[A block of data]

Start

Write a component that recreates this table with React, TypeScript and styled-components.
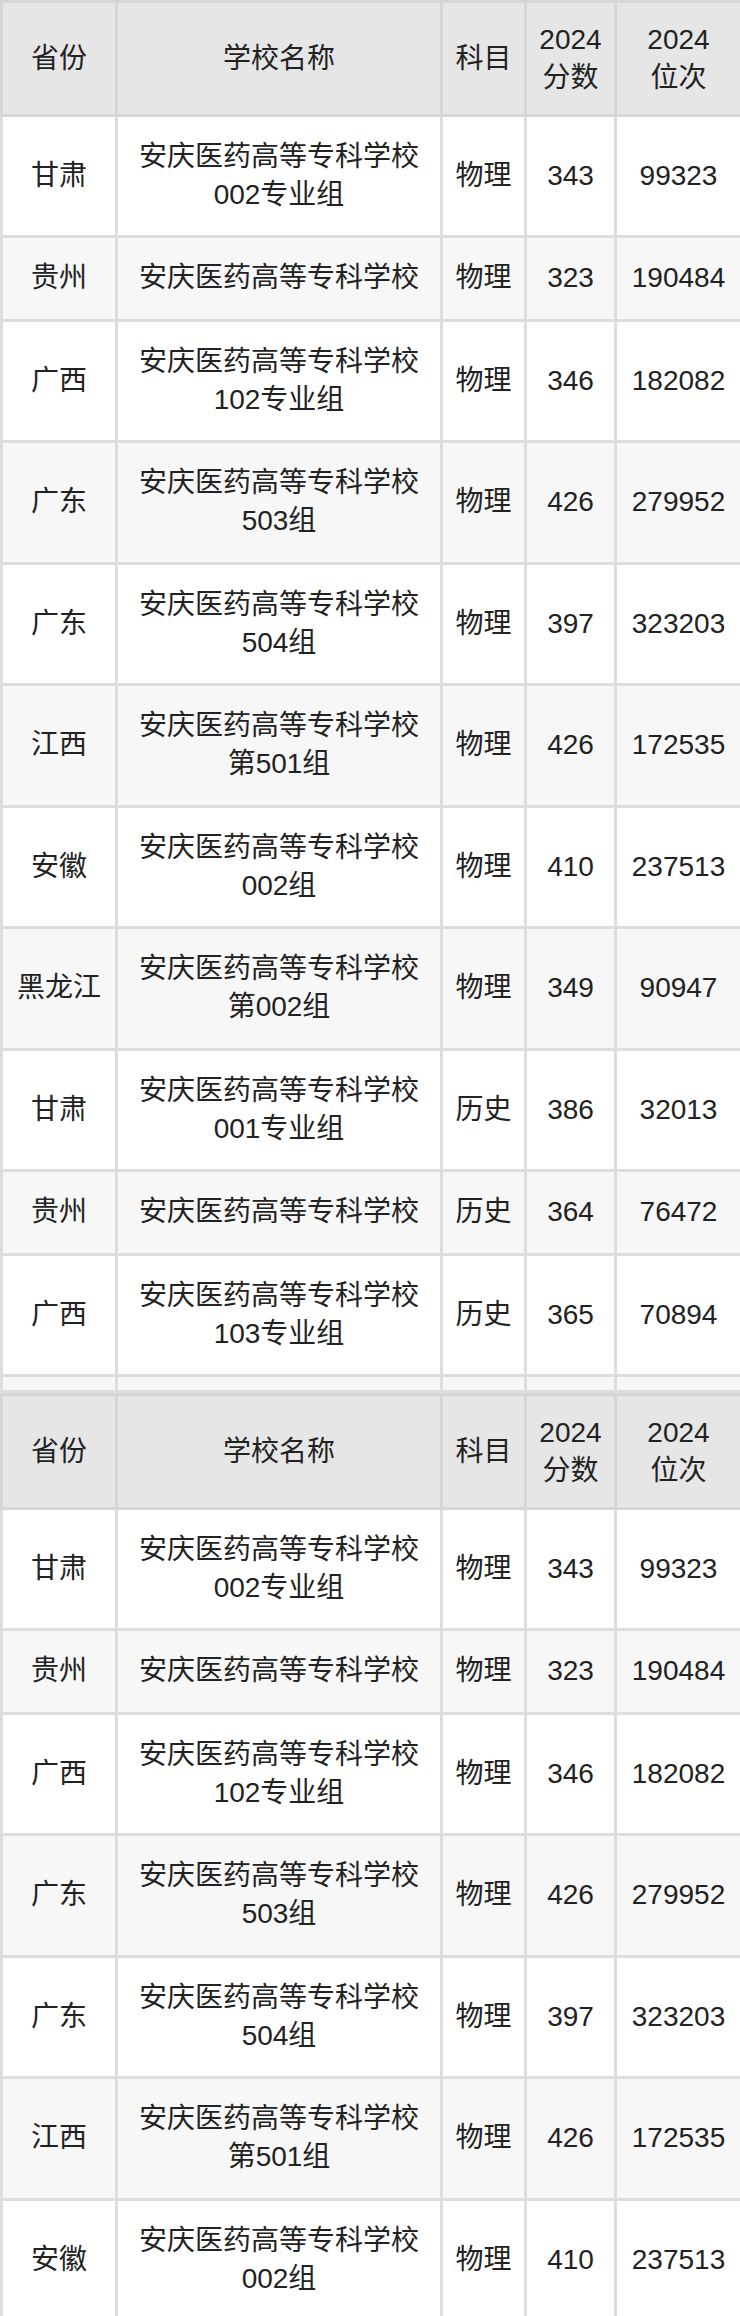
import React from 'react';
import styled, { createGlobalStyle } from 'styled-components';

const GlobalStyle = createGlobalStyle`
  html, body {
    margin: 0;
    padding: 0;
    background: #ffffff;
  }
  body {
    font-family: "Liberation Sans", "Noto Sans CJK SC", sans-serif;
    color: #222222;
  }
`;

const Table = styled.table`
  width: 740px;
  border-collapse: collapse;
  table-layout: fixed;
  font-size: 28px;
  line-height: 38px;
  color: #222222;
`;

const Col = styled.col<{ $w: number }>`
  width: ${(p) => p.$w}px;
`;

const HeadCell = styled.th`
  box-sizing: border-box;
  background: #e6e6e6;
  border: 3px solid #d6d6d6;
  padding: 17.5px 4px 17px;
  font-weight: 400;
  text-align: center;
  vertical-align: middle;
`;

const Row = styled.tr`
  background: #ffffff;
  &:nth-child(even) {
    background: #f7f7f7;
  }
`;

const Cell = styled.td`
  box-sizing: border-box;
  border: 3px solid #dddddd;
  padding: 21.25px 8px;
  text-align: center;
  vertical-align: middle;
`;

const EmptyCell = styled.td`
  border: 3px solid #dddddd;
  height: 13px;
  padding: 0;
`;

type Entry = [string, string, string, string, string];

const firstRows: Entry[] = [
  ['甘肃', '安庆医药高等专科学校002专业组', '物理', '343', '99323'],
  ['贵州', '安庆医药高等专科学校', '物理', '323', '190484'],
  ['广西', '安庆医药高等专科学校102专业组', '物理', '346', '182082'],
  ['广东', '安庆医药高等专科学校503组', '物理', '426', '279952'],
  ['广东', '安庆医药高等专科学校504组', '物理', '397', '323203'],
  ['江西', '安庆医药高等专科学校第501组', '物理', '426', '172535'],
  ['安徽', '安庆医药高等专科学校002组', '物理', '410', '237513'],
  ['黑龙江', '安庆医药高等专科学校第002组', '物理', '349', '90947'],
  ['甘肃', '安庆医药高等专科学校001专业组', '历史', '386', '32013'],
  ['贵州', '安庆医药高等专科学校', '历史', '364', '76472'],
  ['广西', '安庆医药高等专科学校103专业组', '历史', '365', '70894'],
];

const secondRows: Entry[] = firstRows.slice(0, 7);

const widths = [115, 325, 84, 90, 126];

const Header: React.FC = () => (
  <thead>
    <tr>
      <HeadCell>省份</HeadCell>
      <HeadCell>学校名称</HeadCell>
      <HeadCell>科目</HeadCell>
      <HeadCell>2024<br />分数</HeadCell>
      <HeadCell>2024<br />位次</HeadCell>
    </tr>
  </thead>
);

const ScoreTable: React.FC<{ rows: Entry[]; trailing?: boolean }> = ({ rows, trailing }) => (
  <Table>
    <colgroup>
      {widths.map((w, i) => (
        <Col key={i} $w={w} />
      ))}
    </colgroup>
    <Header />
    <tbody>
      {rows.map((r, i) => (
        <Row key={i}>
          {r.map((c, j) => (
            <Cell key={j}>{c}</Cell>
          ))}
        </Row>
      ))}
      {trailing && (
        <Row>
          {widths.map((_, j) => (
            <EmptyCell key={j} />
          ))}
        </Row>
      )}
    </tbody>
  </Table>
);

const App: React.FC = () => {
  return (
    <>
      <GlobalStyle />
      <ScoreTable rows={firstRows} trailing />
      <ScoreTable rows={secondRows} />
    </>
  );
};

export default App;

End
Start

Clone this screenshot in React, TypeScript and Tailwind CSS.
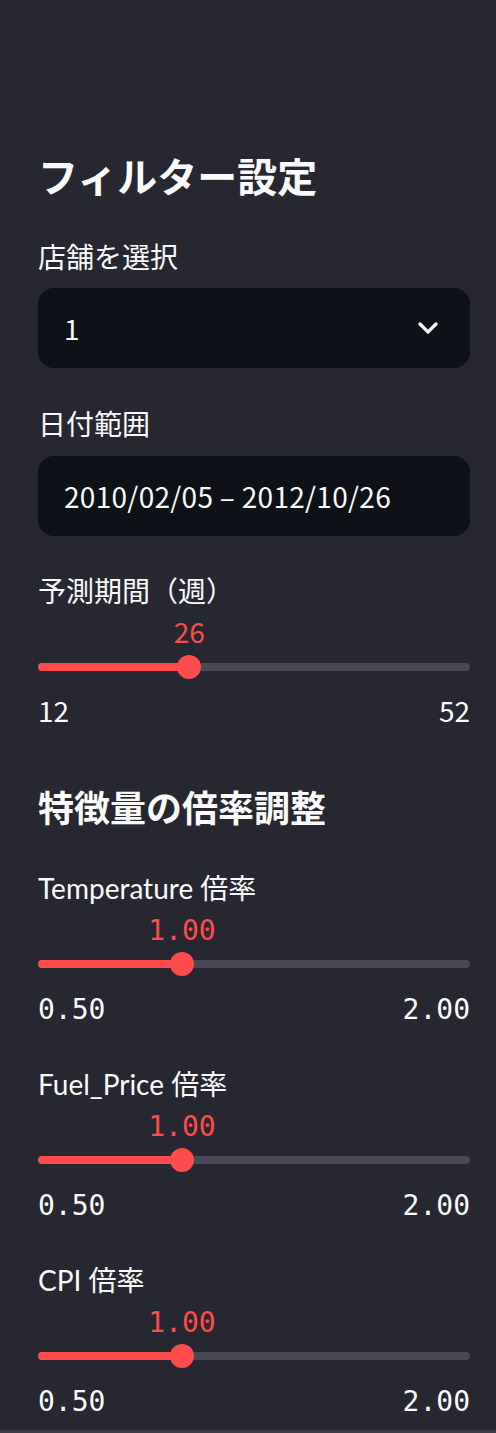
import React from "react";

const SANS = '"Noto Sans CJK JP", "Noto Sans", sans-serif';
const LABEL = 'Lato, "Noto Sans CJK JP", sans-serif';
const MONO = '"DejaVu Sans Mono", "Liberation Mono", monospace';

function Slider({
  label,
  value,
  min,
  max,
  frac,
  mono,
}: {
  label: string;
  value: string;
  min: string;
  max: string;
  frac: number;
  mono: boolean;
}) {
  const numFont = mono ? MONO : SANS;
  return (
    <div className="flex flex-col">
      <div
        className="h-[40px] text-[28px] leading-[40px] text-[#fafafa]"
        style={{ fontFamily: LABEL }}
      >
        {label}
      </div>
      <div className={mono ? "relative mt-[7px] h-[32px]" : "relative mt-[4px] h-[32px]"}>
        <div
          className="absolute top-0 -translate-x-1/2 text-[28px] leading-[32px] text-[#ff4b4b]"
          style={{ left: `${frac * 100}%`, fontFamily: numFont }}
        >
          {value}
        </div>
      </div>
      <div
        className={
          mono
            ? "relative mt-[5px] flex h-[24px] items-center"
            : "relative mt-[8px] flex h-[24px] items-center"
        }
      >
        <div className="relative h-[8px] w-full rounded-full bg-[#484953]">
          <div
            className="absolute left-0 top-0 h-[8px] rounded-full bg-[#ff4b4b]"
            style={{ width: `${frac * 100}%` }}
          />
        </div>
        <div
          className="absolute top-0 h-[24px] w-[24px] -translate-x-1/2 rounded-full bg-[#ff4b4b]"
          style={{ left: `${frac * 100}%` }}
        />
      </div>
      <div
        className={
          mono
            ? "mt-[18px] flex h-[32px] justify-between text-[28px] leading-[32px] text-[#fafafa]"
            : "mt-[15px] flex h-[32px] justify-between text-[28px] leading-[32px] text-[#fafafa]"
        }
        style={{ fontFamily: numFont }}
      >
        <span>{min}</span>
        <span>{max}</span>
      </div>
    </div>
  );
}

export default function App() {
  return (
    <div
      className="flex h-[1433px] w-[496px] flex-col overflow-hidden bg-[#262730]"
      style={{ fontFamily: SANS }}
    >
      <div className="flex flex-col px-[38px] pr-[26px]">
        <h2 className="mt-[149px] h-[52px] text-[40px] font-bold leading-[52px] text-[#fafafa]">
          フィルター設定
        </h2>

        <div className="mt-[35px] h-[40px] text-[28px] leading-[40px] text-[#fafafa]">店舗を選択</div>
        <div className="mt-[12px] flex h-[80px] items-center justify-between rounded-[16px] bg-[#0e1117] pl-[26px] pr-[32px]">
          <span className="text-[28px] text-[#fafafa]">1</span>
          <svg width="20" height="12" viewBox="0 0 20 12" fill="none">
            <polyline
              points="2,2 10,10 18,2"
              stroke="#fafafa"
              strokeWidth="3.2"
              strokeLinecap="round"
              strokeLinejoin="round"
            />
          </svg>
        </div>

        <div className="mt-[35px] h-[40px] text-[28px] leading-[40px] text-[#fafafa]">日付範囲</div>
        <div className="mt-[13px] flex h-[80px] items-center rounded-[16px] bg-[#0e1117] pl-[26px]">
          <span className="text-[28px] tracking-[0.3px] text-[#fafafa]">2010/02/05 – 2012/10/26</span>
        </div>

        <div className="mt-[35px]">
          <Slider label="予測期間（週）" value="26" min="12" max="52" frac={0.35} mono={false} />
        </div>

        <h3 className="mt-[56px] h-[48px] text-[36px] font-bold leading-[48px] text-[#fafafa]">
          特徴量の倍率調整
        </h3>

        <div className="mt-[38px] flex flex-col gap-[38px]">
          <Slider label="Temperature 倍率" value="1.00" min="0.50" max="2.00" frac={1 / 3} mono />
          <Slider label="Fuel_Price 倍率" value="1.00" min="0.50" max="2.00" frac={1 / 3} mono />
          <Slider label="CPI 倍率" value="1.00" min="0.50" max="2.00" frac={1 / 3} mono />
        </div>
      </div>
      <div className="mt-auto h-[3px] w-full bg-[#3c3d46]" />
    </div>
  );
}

End

From the listing, copy every line where the string "React" appears.

Write a component that recreates this table with React, TypeScript and styled-components.
import React from 'react';
const Header: React.FC = () => (
const ScoreTable: React.FC<{ rows: Entry[]; trailing?: boolean }> = ({ rows, trailing }) => (
const App: React.FC = () => {
Clone this screenshot in React, TypeScript and Tailwind CSS.
import React from "react";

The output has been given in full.